→ GOAL: Set down the material once more, exactly as it appears.

→ DATASET CONTENT:
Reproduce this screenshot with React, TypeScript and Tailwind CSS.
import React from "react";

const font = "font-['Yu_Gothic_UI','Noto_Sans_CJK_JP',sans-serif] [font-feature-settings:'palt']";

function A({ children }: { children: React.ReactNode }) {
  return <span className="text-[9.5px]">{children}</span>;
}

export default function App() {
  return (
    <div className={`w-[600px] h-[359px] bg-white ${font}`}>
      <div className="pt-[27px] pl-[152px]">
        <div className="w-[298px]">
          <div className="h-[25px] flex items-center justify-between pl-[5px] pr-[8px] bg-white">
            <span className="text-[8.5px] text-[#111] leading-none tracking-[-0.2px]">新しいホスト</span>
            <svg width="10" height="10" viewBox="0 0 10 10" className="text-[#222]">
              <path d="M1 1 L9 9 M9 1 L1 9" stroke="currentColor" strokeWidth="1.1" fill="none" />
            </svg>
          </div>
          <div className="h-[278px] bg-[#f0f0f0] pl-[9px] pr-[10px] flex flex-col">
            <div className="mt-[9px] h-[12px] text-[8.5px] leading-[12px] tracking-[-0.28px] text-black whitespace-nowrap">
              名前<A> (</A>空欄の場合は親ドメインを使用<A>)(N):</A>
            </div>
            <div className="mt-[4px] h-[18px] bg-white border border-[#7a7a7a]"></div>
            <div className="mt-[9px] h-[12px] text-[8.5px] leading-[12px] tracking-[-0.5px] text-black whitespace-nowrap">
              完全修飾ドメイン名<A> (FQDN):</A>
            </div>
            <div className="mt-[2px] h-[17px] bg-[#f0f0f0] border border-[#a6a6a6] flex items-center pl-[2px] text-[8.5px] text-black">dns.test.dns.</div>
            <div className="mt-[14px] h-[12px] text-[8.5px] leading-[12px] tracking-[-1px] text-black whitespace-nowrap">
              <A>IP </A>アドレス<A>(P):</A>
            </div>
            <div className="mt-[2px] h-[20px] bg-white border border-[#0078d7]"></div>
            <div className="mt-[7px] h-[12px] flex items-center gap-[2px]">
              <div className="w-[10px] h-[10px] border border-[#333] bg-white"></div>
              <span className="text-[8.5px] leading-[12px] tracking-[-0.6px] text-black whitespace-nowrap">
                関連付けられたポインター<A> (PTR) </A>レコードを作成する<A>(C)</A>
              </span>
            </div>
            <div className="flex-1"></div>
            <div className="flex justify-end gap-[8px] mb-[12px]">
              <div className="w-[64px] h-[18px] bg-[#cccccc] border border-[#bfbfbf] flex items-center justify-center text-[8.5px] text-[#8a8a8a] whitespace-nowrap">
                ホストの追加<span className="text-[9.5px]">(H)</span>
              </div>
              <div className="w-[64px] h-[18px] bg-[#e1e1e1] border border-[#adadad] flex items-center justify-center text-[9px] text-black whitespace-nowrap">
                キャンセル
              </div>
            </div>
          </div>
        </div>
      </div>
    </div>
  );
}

→ RESULT:
Reproduce this screenshot with React, TypeScript and Tailwind CSS.
import React from "react";

const font = "font-['Yu_Gothic_UI','Noto_Sans_CJK_JP',sans-serif] [font-feature-settings:'palt']";

function A({ children }: { children: React.ReactNode }) {
  return <span className="text-[9.5px]">{children}</span>;
}

export default function App() {
  return (
    <div className={`w-[600px] h-[359px] bg-white ${font}`}>
      <div className="pt-[27px] pl-[152px]">
        <div className="w-[298px]">
          <div className="h-[25px] flex items-center justify-between pl-[5px] pr-[8px] bg-white">
            <span className="text-[8.5px] text-[#111] leading-none tracking-[-0.2px]">新しいホスト</span>
            <svg width="10" height="10" viewBox="0 0 10 10" className="text-[#222]">
              <path d="M1 1 L9 9 M9 1 L1 9" stroke="currentColor" strokeWidth="1.1" fill="none" />
            </svg>
          </div>
          <div className="h-[278px] bg-[#f0f0f0] pl-[9px] pr-[10px] flex flex-col">
            <div className="mt-[9px] h-[12px] text-[8.5px] leading-[12px] tracking-[-0.28px] text-black whitespace-nowrap">
              名前<A> (</A>空欄の場合は親ドメインを使用<A>)(N):</A>
            </div>
            <div className="mt-[4px] h-[18px] bg-white border border-[#7a7a7a]"></div>
            <div className="mt-[9px] h-[12px] text-[8.5px] leading-[12px] tracking-[-0.5px] text-black whitespace-nowrap">
              完全修飾ドメイン名<A> (FQDN):</A>
            </div>
            <div className="mt-[2px] h-[17px] bg-[#f0f0f0] border border-[#a6a6a6] flex items-center pl-[2px] text-[8.5px] text-black">dns.test.dns.</div>
            <div className="mt-[14px] h-[12px] text-[8.5px] leading-[12px] tracking-[-1px] text-black whitespace-nowrap">
              <A>IP </A>アドレス<A>(P):</A>
            </div>
            <div className="mt-[2px] h-[20px] bg-white border border-[#0078d7]"></div>
            <div className="mt-[7px] h-[12px] flex items-center gap-[2px]">
              <div className="w-[10px] h-[10px] border border-[#333] bg-white"></div>
              <span className="text-[8.5px] leading-[12px] tracking-[-0.6px] text-black whitespace-nowrap">
                関連付けられたポインター<A> (PTR) </A>レコードを作成する<A>(C)</A>
              </span>
            </div>
            <div className="flex-1"></div>
            <div className="flex justify-end gap-[8px] mb-[12px]">
              <div className="w-[64px] h-[18px] bg-[#cccccc] border border-[#bfbfbf] flex items-center justify-center text-[8.5px] text-[#8a8a8a] whitespace-nowrap">
                ホストの追加<span className="text-[9.5px]">(H)</span>
              </div>
              <div className="w-[64px] h-[18px] bg-[#e1e1e1] border border-[#adadad] flex items-center justify-center text-[9px] text-black whitespace-nowrap">
                キャンセル
              </div>
            </div>
          </div>
        </div>
      </div>
    </div>
  );
}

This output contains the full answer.